As the country begins to reopen, we'll keep publishing news to help you navigate the state of travel today (like whether travel insurance covers the coronavirus), as well as stories about places for you to put on your bucket list once it's safe to start going more far-flung.
My wife, Jen, and I do as much of our own Airstream maintenance as we can. But a winter of driving washboard roads led to service items above our handyman pay grade: rattling rocker panel, broken door lock, frozen toilet flap. So when we scored an appointment at the newly opened Airstream of Scottsdale, Arizona, albeit two months out, we resigned ourselves to a week of “tenting.” (Aside: If you need service on a trailer or RV, plan ahead. With the explosion of retired baby boomers on the road, it can take months to get an appointment, and many places are so busy they won’t even return your calls.)
We’ve been without Artemis once or twice since we’ve owned her, so we knew what we’d be missing. First, there’s the irony of trading a new mattress I’d slept on maybe a week for the trusty Therm-A-Rest NeoAir. Plus, simple tasks like cooking dinner and washing dishes are double the effort without a kitchen, as is trying to keep up with work when you have to set up your laptop in the shadeless desert heat. So, in advance of the drop-off, we made a plan to shut down for a few days and see something we otherwise might not.
The Superstition Wilderness, a range of wild and scraggly purple mountains that rise from the desert haze southeast of Phoenix, is a place that’s been calling us for years, partly because the dark emptiness is confounding next to the sprawling glitz of Arizona’s capital. In Exploring the Superstitions: Trails and Tales of the Southwest’s Mystery, a new release that I stumbled across, author John Annerino built up expectations with lore of gold treasure dating to the mid-19th century and all the fortune-seekers, adventurers, plane crashes, and deaths that followed it. Compared with the 295 deaths on Everest to date, Annerino writes, the Superstitions have claimed the lives of 654 or more people. They are a brutal and stunning collection of sharp volcanic peaks and even sharper vegetation, including ocotillo, two-story bouquets of thorns known as “the devil’s walking stick,” and poison-spine-tipped century plants cursed as Spanish Daggers. Edward Abbey called the Superstitions “a dry corner of the continent,” and said that range attracted “gun happy cranks, touchy old prospectors, truculent treasure hunters from far-away cities…coming here to live out their childhood fantasies of the Wild West.”
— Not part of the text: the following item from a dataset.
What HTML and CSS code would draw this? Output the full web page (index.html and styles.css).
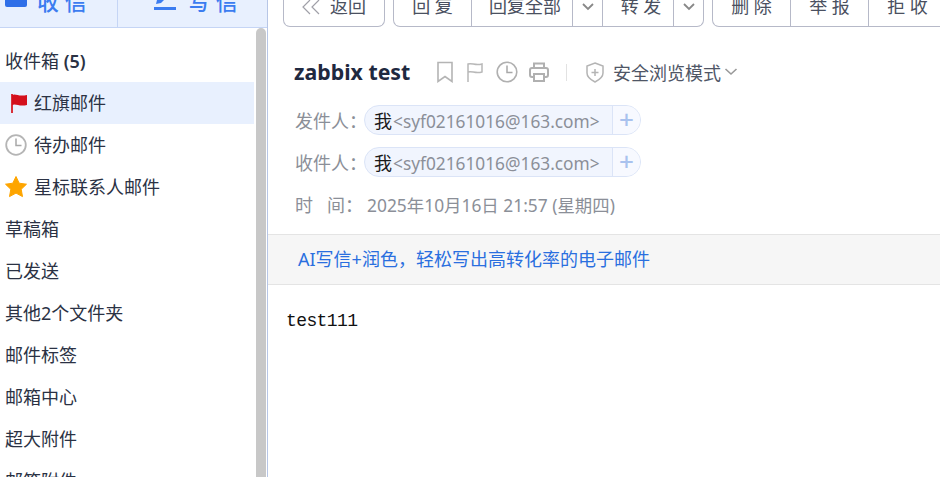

In our absence from Artemis, Jen and I decided to join the line.
We loaded up our backpacking gear and hiked from the Peralta Trailhead, at the end of Gold Canyon, which sounds alluring but is actually just a bedroom community catering to RVers. Based on the parking lot overflowing with hikers on a Wednesday morning, Abbey would have to add health-nut retirees to the list of Superstitions seekers. Despite the crowds, however, the moment we headed east, away from the hallmark Peralta Trail, we felt as alone in this wilderness as we might have a century ago. We made a 20-mile loop through rugged country covered in stones so hot from the sun you couldn’t pick them up and scrappy creosote bushes that tugged as we passed. Eventually, we came across a clear spring tucked into a deep canyon where we could replenish and soak our weary feet. Jen even spied a little skunk, the only sign of life we encountered in these bleak hills.
Over the course of the next three days, we took our time wandering this backcountry, poking up tight canyons, clambering through thorny thickets of palo verde, brittlebush, and globe mallow, with buds just barely aflame for spring, and scrabbling to the top of volcanic stacks. On our final night, we slept beneath Weaver’s Needle, a fang of stone that’s said to be the landmark on several centuries-old maps as the spot where gold still waits. Of course, we found none, but the quiet escape in this fortress of solitude and rock was plenty of treasure, even if the pale light of Phoenix to the west all but drowned out the night sky.
The time away dulled our misgivings of not having Artemis for a little while. We love the transient life, no doubt, but having a home base, even a rolling one, is vital to keeping us rooted and productive. But this escape worked so well that we’ve resolved to make it a tradition. From now on, well ahead of our annual service, we’re going to look at the map for somewhere not on our agenda, and then seek out a nearby dealership that can do the work.
At the same time—while I wouldn’t trade those days in the Superstitions for anything—after a week on my back in the dirt, I was ready for that new bed and a good night’s sleep.